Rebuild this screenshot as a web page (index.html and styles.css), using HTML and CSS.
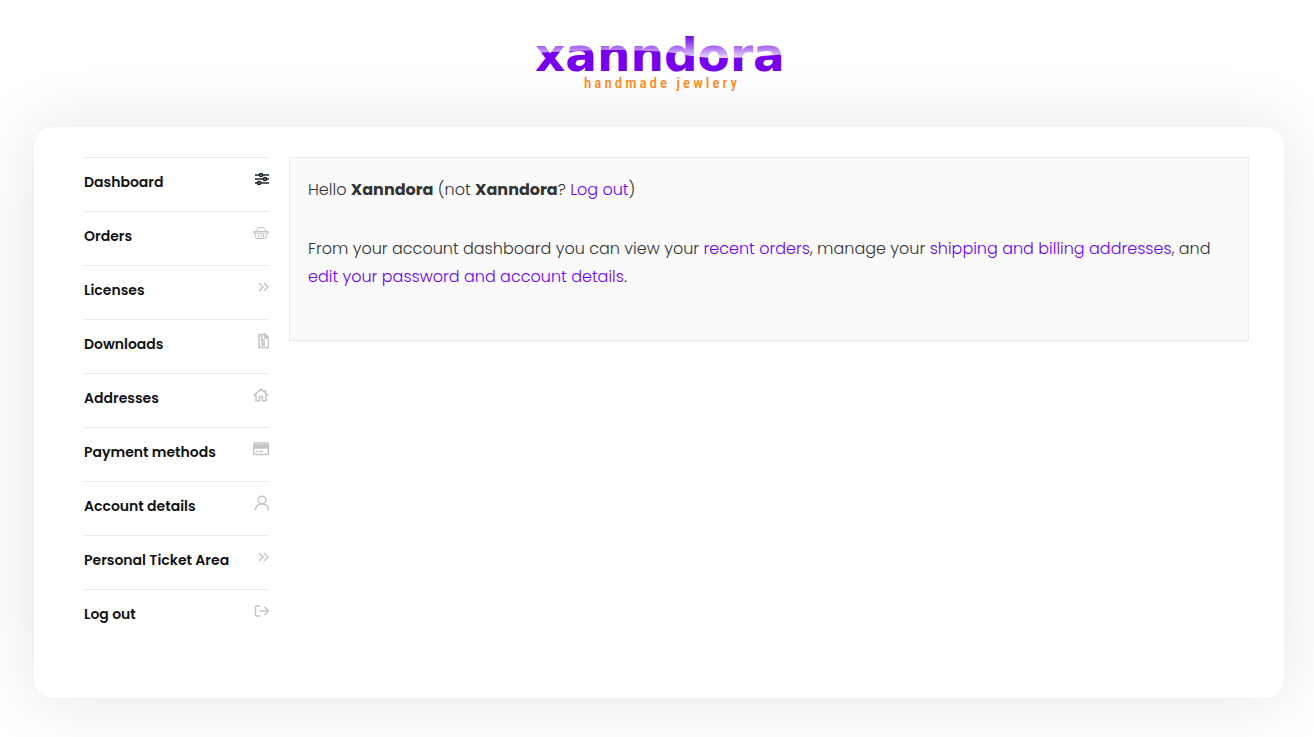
FILE: index.html
```html
<!DOCTYPE html>
<html lang="en">
<head>
    <meta charset="UTF-8">
    <meta name="viewport" content="width=device-width, initial-scale=1.0">
    <title>My account - Xanndora</title>
    <link rel="stylesheet" href="styles.css">
</head>
<body>
    <header class="site-header">
        <a href="#" class="logo" aria-label="Xanndora handmade jewlery">
            <svg width="270" height="70" viewBox="-10 -10 270 70">
                <defs>
                    <linearGradient id="gloss" gradientUnits="userSpaceOnUse" x1="0" y1="2" x2="0" y2="25">
                        <stop offset="0" stop-color="#7600ec"/>
                        <stop offset="0.35" stop-color="#9544f0"/>
                        <stop offset="1" stop-color="#ead8fc"/>
                    </linearGradient>
                    <pattern id="logoFill" patternUnits="userSpaceOnUse" x="0" y="0" width="260" height="60">
                        <path fill="#7600ec" d="M0 0h260v60H0z"/>
                        <path fill="url(#gloss)" d="M0 0H260V21C235 22 215 25 190 25C150 25 150 19 115 18C80 16 55 17 0 20Z"/>
                    </pattern>
                </defs>
                <text class="logo-name" x="1" y="38">xanndora</text>
                <text class="logo-tag" x="50" y="55">handmade jewlery</text>
            </svg>
        </a>
    </header>

    <main class="account">
        <nav class="account-nav" aria-label="Account pages">
            <ul>
                <li>
                    <a href="#" class="active">Dashboard
                        <svg class="icon" viewBox="0 0 16 16"><path d="M2 4h14M2 8h14M2 12h14"/><g fill="#8b939b"><circle cx="8" cy="4" r="1.6"/><circle cx="12" cy="8" r="1.6"/><circle cx="6" cy="12" r="1.6"/></g></svg>
                    </a>
                </li>
                <li>
                    <a href="#">Orders
                        <svg class="icon thin" viewBox="0 0 16 16"><path d="M.5 6.5h15v1.5H.5zM2 8l1 5.500h10L14 8M3 6.500L5.500 2.500h5L13 6.500M5.500 8.500v4M8 8.500v4M10.500 8.500v4"/></svg>
                    </a>
                </li>
                <li>
                    <a href="#">Licenses
                        <svg class="icon" viewBox="0 0 16 16"><path d="M6 4l4 4-4 4M11 4l4 4-4 4"/></svg>
                    </a>
                </li>
                <li>
                    <a href="#">Downloads
                        <svg class="icon" viewBox="0 0 16 16"><path d="M6 1.500h6l3.500 3.500v9.500H6zM9 2v5"/><path d="M9 7h2v5H9z"/><path d="M12 1l4 4h-4z" fill="currentColor"/></svg>
                    </a>
                </li>
                <li>
                    <a href="#">Addresses
                        <svg class="icon" viewBox="0 0 16 16"><path d="M.7 8.500L8 2.300l7.300 6.200M12.500 3v3M3 7.500v6.300h3.500V9.500h3v4.300H13V7.500"/></svg>
                    </a>
                </li>
                <li>
                    <a href="#">Payment methods
                        <svg class="icon" viewBox="0 0 16 16"><rect x=".7" y="2" width="14.600" height="11.500" rx="1"/><path d="M1 4h14v3H1z" fill="currentColor"/><path d="M3 10.500h2M6 10.500h4"/></svg>
                    </a>
                </li>
                <li>
                    <a href="#">Account details
                        <svg class="icon" viewBox="0 0 16 16"><circle cx="9" cy="5" r="3.800"/><path d="M2.500 15.500c0-4 2.500-6.500 6.500-6.500s6.500 2.500 6.500 6.500"/></svg>
                    </a>
                </li>
                <li>
                    <a href="#">Personal Ticket Area
                        <svg class="icon" viewBox="0 0 16 16"><path d="M6 4l4 4-4 4M11 4l4 4-4 4"/></svg>
                    </a>
                </li>
                <li>
                    <a href="#">Log out
                        <svg class="icon" viewBox="0 0 16 16"><path d="M7 3H4Q2.500 3 2.500 4.500v7Q2.500 13 4 13h3M6.500 8h9M11.500 4l4 4-4 4"/></svg>
                    </a>
                </li>
            </ul>
        </nav>

        <section class="account-content">
            <p>Hello <strong>Xanndora</strong> (not <strong>Xanndora</strong>? <a href="#">Log out</a>)</p>
            <p>From your account dashboard you can view your <a href="#">recent orders</a>, manage your <a href="#">shipping and billing addresses</a>, and <a href="#">edit your password and account details</a>.</p>
        </section>
    </main>
</body>
</html>
```
FILE: styles.css
```css
* {
    box-sizing: border-box;
}
body {
    margin: 0;
    padding: 0 30px 39px 34px;
    font-family: Poppins, Inter, sans-serif;
    font-size: 16px;
    font-weight: 300;
    line-height: 28px;
    color: #333;
    background: #fff;
}
a {
    color: #6c00f0;
    text-decoration: none;
}

/* Logo */
.site-header {
    display: flex;
    justify-content: center;
    padding: 23px 0 34px;
}
.logo {
    display: flex;
}
.logo-name {
    font-family: "DejaVu Sans", sans-serif;
    font-size: 47px;
    font-weight: bold;
    fill: url(#logoFill);
}
.logo-tag {
    font-family: "Roboto Condensed", "Liberation Sans Narrow", Roboto, sans-serif;
    font-size: 15px;
    font-weight: 500;
    letter-spacing: 3px;
    fill: #f98b1d;
}

/* Account card */
.account {
    display: flex;
    align-items: flex-start;
    gap: 20px;
    padding: 30px 35px 55px 50px;
    background: #fff;
    border-radius: 20px;
    box-shadow: 0 0 70px rgba(0, 0, 0, 0.11);
}
.account-nav {
    flex: 0 0 185px;
}
.account-nav ul {
    margin: 0;
    padding: 0;
    list-style: none;
}
.account-nav a {
    display: flex;
    justify-content: space-between;
    align-items: flex-start;
    padding: 13px 0 18px;
    border-top: 1px solid #ebebeb;
    font-size: 14px;
    font-weight: 600;
    line-height: 22px;
    white-space: nowrap;
    color: #111;
}
.icon {
    flex: none;
    width: 16px;
    height: 16px;
    fill: none;
    stroke: currentColor;
    stroke-width: 1.5;
    color: #c4c4c4;
}
.icon.thin {
    stroke-width: 1;
}
.active .icon {
    color: #1c2630;
}
.account-content {
    flex: 1;
    padding: 18px;
    background: #fafafa;
    border: 1px solid #ebebeb;
}
.account-content p {
    margin: 0 0 31px;
}
.account-content strong {
    font-weight: 700;
}
```
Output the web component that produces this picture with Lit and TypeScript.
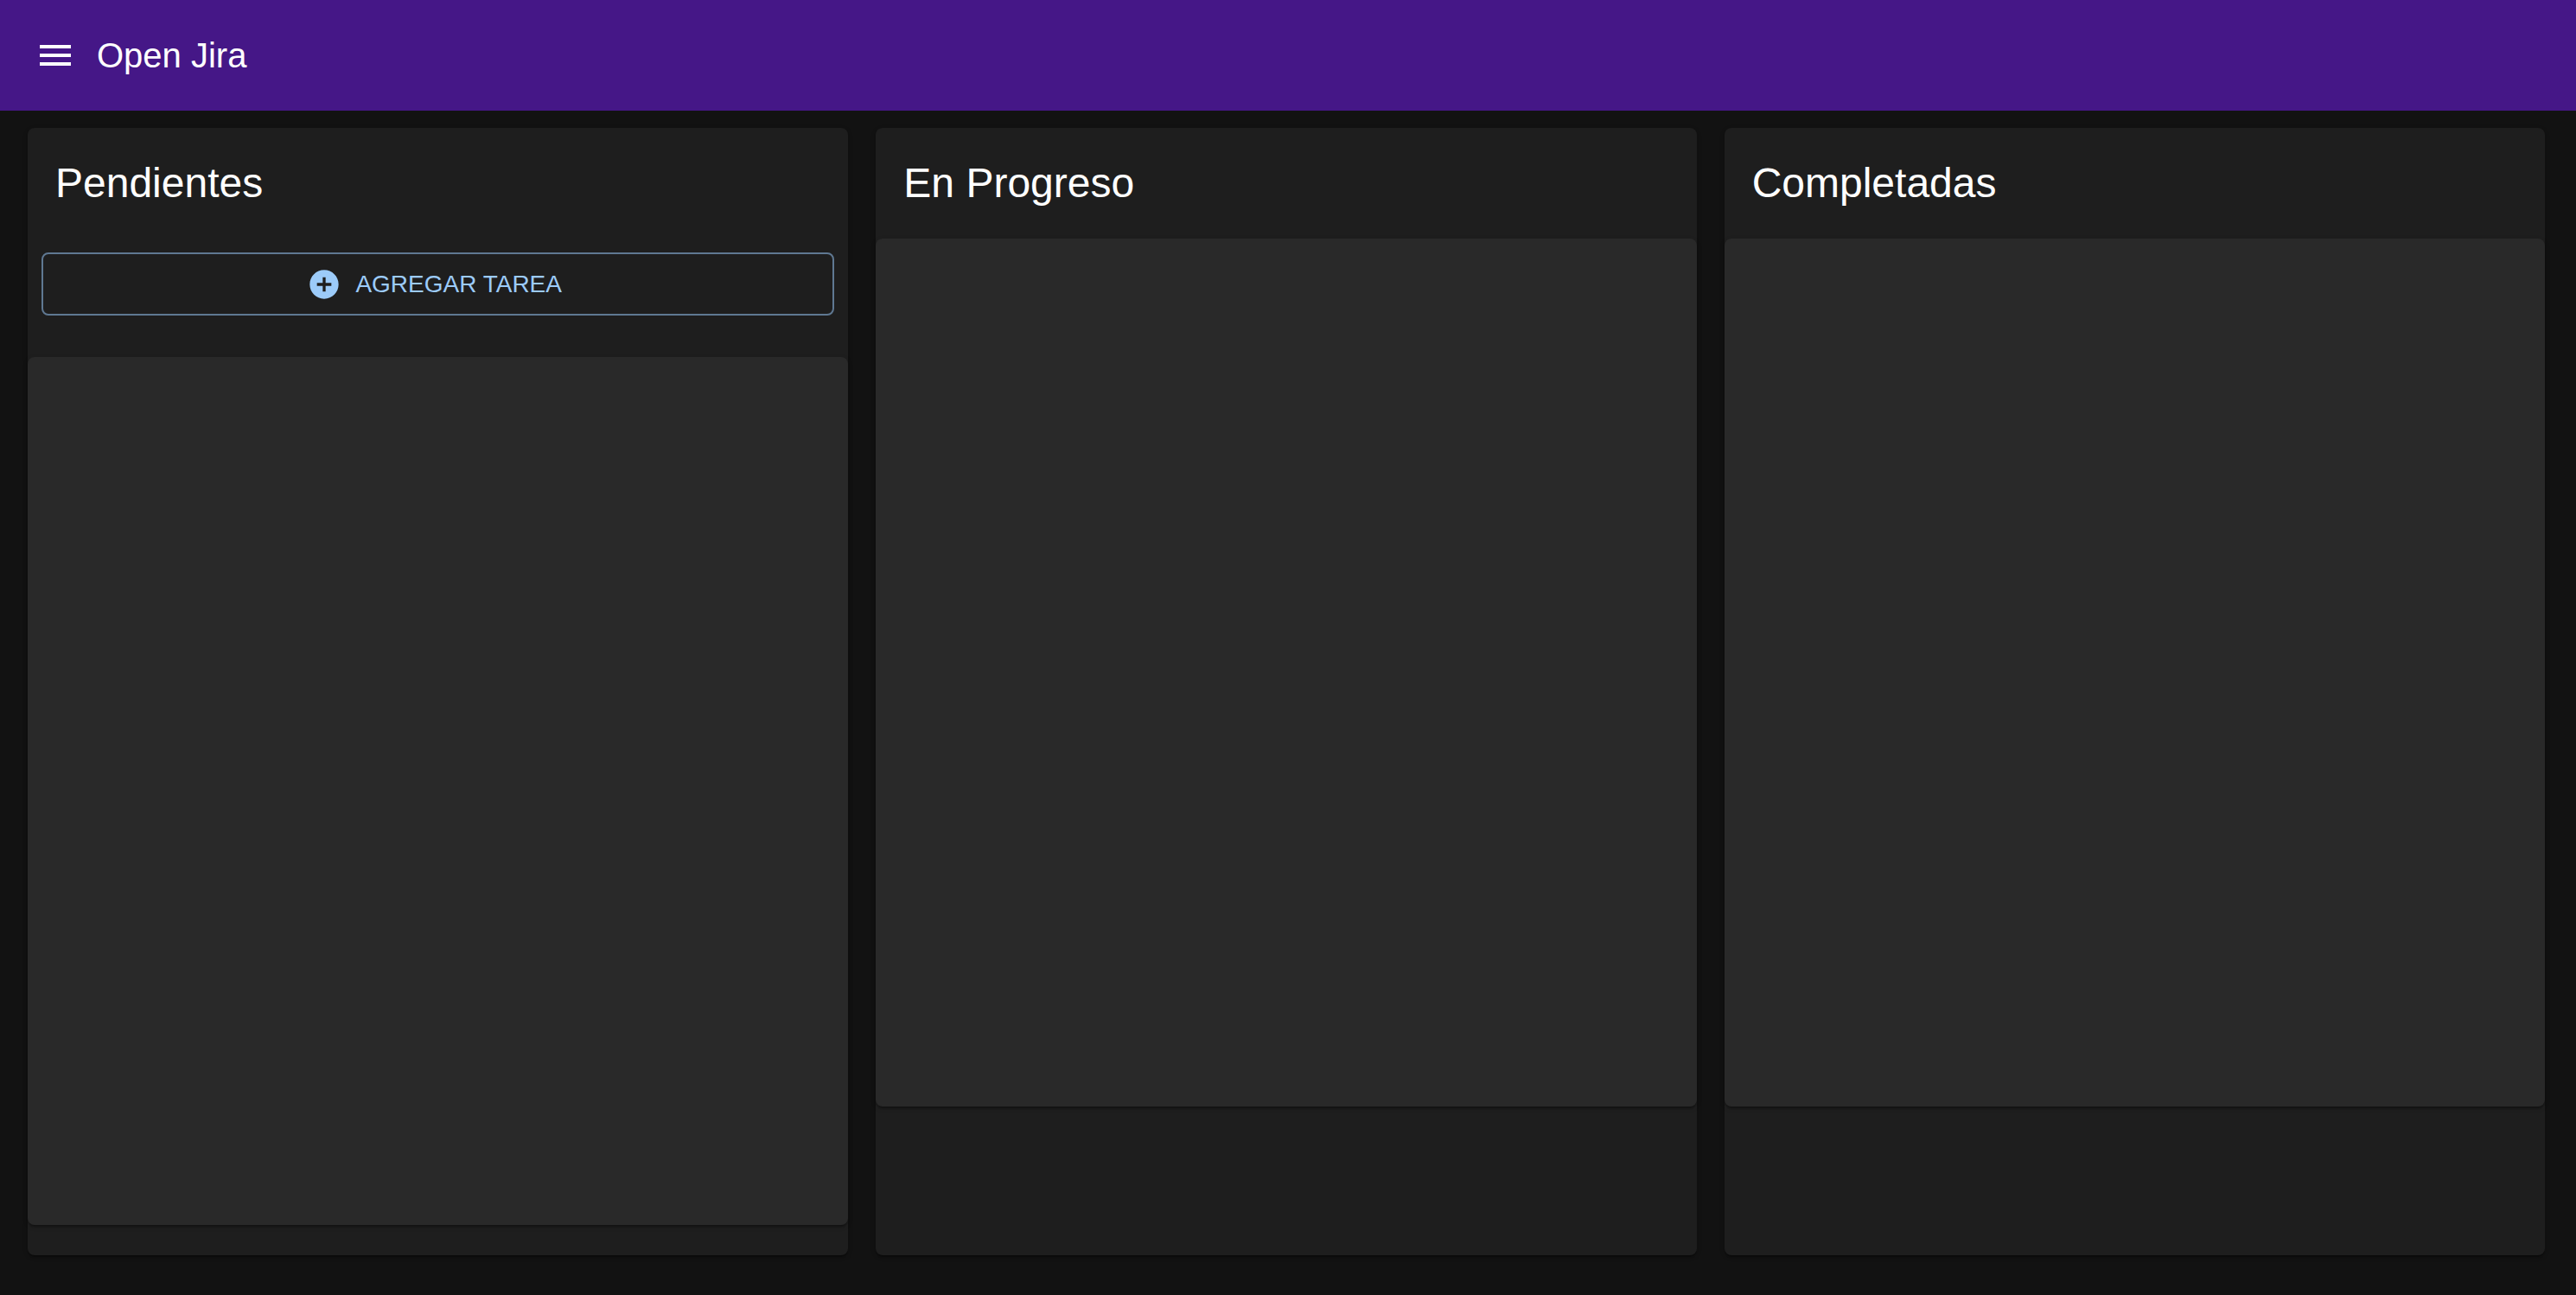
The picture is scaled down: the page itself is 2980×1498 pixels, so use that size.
import { LitElement, html, css, svg, nothing } from "lit";
import { customElement, property } from "lit/decorators.js";

interface Column {
  title: string;
  canAdd: boolean;
}

const COLUMNS: Column[] = [
  { title: "Pendientes", canAdd: true },
  { title: "En Progreso", canAdd: false },
  { title: "Completadas", canAdd: false },
];

const menuIcon = svg`<path d="M3 18h18v-2H3v2zm0-5h18v-2H3v2zm0-7v2h18V6H3z"></path>`;
const addIcon = svg`<path d="M12 2C6.48 2 2 6.48 2 12s4.48 10 10 10 10-4.48 10-10S17.52 2 12 2zm5 11h-4v4h-2v-4H7v-2h4V7h2v4h4v2z"></path>`;

@customElement("nav-bar")
export class NavBar extends LitElement {
  static styles = css`
    :host {
      display: block;
    }
    .bar {
      display: flex;
      align-items: center;
      gap: 8px;
      box-sizing: border-box;
      min-height: 128px;
      padding: 0 24px;
      background: #451787;
      color: #fff;
    }
    .menu {
      display: flex;
      padding: 16px;
      border: 0;
      border-radius: 50%;
      background: none;
      color: inherit;
      cursor: pointer;
    }
    .icon {
      width: 48px;
      height: 48px;
      fill: currentColor;
    }
    .title {
      margin: 0;
      font-size: 40px;
      font-weight: 400;
      line-height: 64px;
    }
  `;

  render() {
    return html`
      <header class="bar">
        <button class="menu" type="button" aria-label="Menú">
          <svg class="icon" viewBox="0 0 24 24" aria-hidden="true">${menuIcon}</svg>
        </button>
        <h1 class="title">Open Jira</h1>
      </header>
    `;
  }
}

@customElement("task-column")
export class TaskColumn extends LitElement {
  @property() heading = "";
  @property({ type: Boolean }) canAdd = false;

  static styles = css`
    :host {
      display: flex;
      min-width: 0;
    }
    .card {
      flex: 1;
      min-width: 0;
      border-radius: 8px;
      background: #1e1e1e;
      box-shadow:
        0 4px 2px -2px rgba(0, 0, 0, 0.2),
        0 2px 2px rgba(0, 0, 0, 0.14),
        0 2px 6px rgba(0, 0, 0, 0.12);
    }
    .title {
      margin: 0;
      padding: 32px;
      font-size: 48px;
      font-weight: 400;
      line-height: 64px;
    }
    .actions {
      padding: 16px 16px 48px;
    }
    .add {
      display: flex;
      align-items: center;
      justify-content: center;
      gap: 16px;
      box-sizing: border-box;
      width: 100%;
      padding: 10px 30px;
      border: 2px solid #5f7892;
      border-radius: 8px;
      background: none;
      color: #9ccbf9;
      font: inherit;
      font-size: 28px;
      line-height: 49px;
      text-transform: uppercase;
      cursor: pointer;
    }
    .icon {
      width: 40px;
      height: 40px;
      margin-left: -8px;
      fill: currentColor;
    }
    .list {
      height: calc(100vh - 494px);
      border-radius: 8px;
      background: #292929;
      box-shadow:
        0 4px 2px -2px rgba(0, 0, 0, 0.2),
        0 2px 2px rgba(0, 0, 0, 0.14),
        0 2px 6px rgba(0, 0, 0, 0.12);
    }
  `;

  render() {
    return html`
      <section class="card">
        <h2 class="title">${this.heading}</h2>
        ${this.canAdd
          ? html`<div class="actions">
              <button class="add" type="button">
                <svg class="icon" viewBox="0 0 24 24" aria-hidden="true">${addIcon}</svg>
                Agregar tarea
              </button>
            </div>`
          : nothing}
        <div class="list"></div>
      </section>
    `;
  }
}

@customElement("app-root")
export class AppRoot extends LitElement {
  static styles = css`
    :host {
      display: flex;
      flex-direction: column;
      box-sizing: border-box;
      min-height: 100vh;
      background: #121212;
      color: #fff;
      font-family: Helvetica, "Liberation Sans", Arial, sans-serif;
    }
    .board {
      flex: 1;
      display: grid;
      grid-template-columns: repeat(3, minmax(0, 1fr));
      gap: 32px;
      padding: 20px 36px 46px 32px;
    }
  `;

  render() {
    return html`
      <nav-bar></nav-bar>
      <main class="board">
        ${COLUMNS.map(
          (column) => html`<task-column .heading=${column.title} .canAdd=${column.canAdd}></task-column>`,
        )}
      </main>
    `;
  }
}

→ Set task
Among the entries above, take the lines from the one with "Output the web" through the one with "6.48 2 12s4.48" and retype them exactly, leaving out the pictures.

→ Completed exercise
Output the web component that produces this picture with Lit and TypeScript.
The picture is scaled down: the page itself is 2980×1498 pixels, so use that size.
import { LitElement, html, css, svg, nothing } from "lit";
import { customElement, property } from "lit/decorators.js";

interface Column {
  title: string;
  canAdd: boolean;
}

const COLUMNS: Column[] = [
  { title: "Pendientes", canAdd: true },
  { title: "En Progreso", canAdd: false },
  { title: "Completadas", canAdd: false },
];

const menuIcon = svg`<path d="M3 18h18v-2H3v2zm0-5h18v-2H3v2zm0-7v2h18V6H3z"></path>`;
const addIcon = svg`<path d="M12 2C6.48 2 2 6.48 2 12s4.48 10 10 10 10-4.48 10-10S17.52 2 12 2zm5 11h-4v4h-2v-4H7v-2h4V7h2v4h4v2z"></path>`;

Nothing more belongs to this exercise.